Art and Design

The Man Who Sees the Trash

January 6, 2014

Richard James, the subject of our January 2014 magazine First Person Q&A, finds the imperfections in one of the most flawless landscapes on Earth. Without his obsession, the rest of us might notice them, too.

Out on the wild beaches of Point Reyes, Richard James once came across a badly injured brown pelican, which he decided to call Sparky. James gently wrapped the dying bird in a sheet and carried it up to the nearest house. From there he hitched a ride back to his car, and with Sparky on his lap, drove for the safe harbor of his home. As he drove, mites poured off of Sparky and onto Richard. Sparky pooped promiscuously on James’ pants, seat and dashboard. James hoped to take Sparky to animal rescue in the morning, but sometime around midnight he came in to find Sparky dead in the tub, head lolling on the floor, body still warm. So in the dawn light he repeated the process in reverse: folded Sparky back in the sheet, drove to the beach and gently unwrapped the pelican to let nature take care of the body. He left a few poop stains in the car in Sparky’s memory.
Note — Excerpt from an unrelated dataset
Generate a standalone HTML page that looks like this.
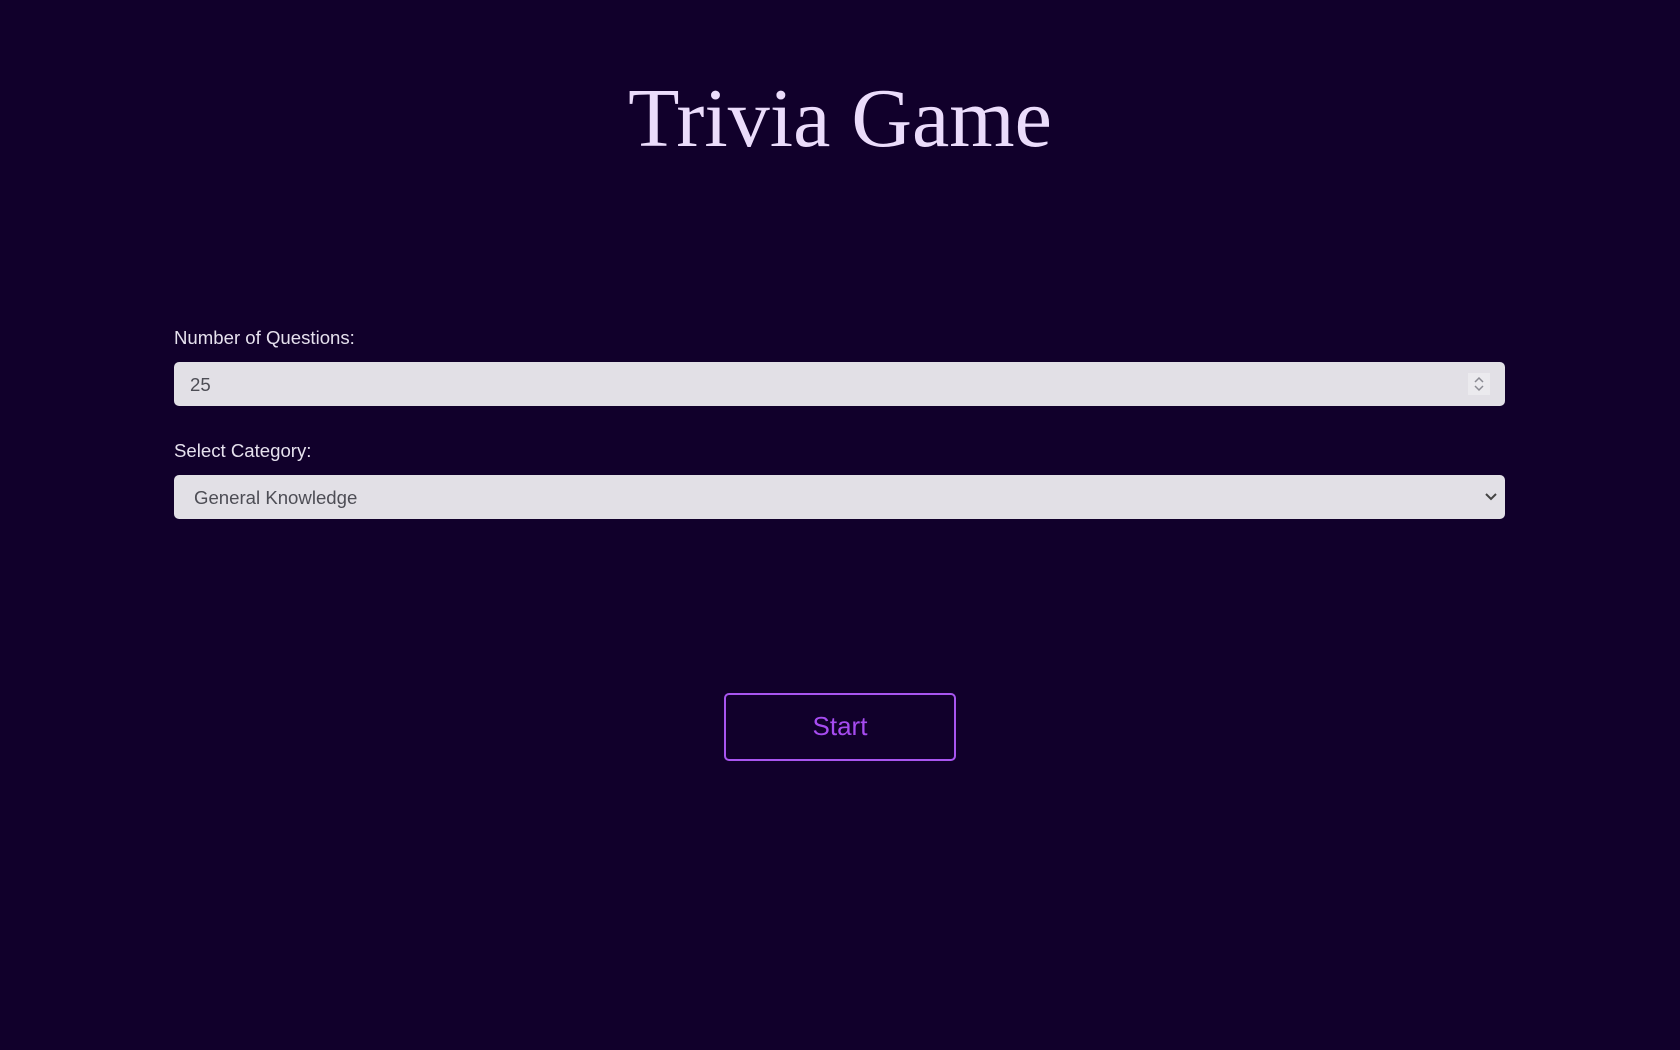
<!DOCTYPE html>
<html><head><meta charset="utf-8"><style>
html,body{margin:0;padding:0;}
body{width:1680px;height:1050px;background:#11002b;font-family:"Liberation Sans",sans-serif;position:relative;overflow:hidden;}
h1{position:absolute;left:0;right:0;top:69px;margin:0;text-align:center;font-family:"Liberation Serif",serif;font-weight:normal;font-size:84px;line-height:100px;color:#ebdcfb;}
.lbl{position:absolute;left:174px;font-size:18.6px;color:#e6e1ee;line-height:22px;}
.box{position:absolute;left:174px;width:1331px;height:44px;background:#e2e0e6;border-radius:5px;color:#4d4d55;font-size:18.6px;line-height:46px;box-sizing:border-box;}
.btn{position:absolute;left:724px;top:693px;width:232px;height:68px;box-sizing:border-box;border:2px solid #a855f0;border-radius:5px;text-align:center;line-height:62px;color:#a64bf0;font-size:26px;}
</style></head><body>
<h1>Trivia Game</h1>
<div class="lbl" style="top:327px">Number of Questions:</div>
<div class="box" style="top:362px;padding-left:16px">25
<svg style="position:absolute;right:15px;top:11px" width="22" height="22" viewBox="0 0 22 22"><rect width="22" height="22" fill="#ebeaee"/><path d="M7 9l4-4 4 4M7 13l4 4 4-4" fill="none" stroke="#8a8a92" stroke-width="1.5"/></svg></div>
<div class="lbl" style="top:440px">Select Category:</div>
<div class="box" style="top:475px;padding-left:20px">General Knowledge
<svg style="position:absolute;right:8px;top:17px" width="12" height="10" viewBox="0 0 12 10"><path d="M1 2l5 5 5-5" fill="none" stroke="#444" stroke-width="2"/></svg></div>
<div class="btn">Start</div>
</body></html>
Out on the wild beaches of Point Reyes, containers bearing human ashes wash up sometimes, occasionally with a request to bury them where found. Sometimes they include an email address; Richard James is the kind of person who honors the requests he finds in containers of ashes that wash up. He buries the ashes, takes a photo of the spot, and emails the photo to the family.

Out on the wild beaches of Point Reyes, Richard James once found the wreckage of a fishing boat that had capsized in heavy surf. Four fishermen had died; coolers, beer cans, fishing supplies and boat pieces ended up in James’s collection of beach trash. Among the wreckage was a Ziplock bag full of quarters — “Somehow it managed to float,” he says, “I’m certain it must have come from that boat” — and until the quarters ran out, once a year on the anniversary of the wreck James took out a few of them and bought a coffee in honor of the deceased.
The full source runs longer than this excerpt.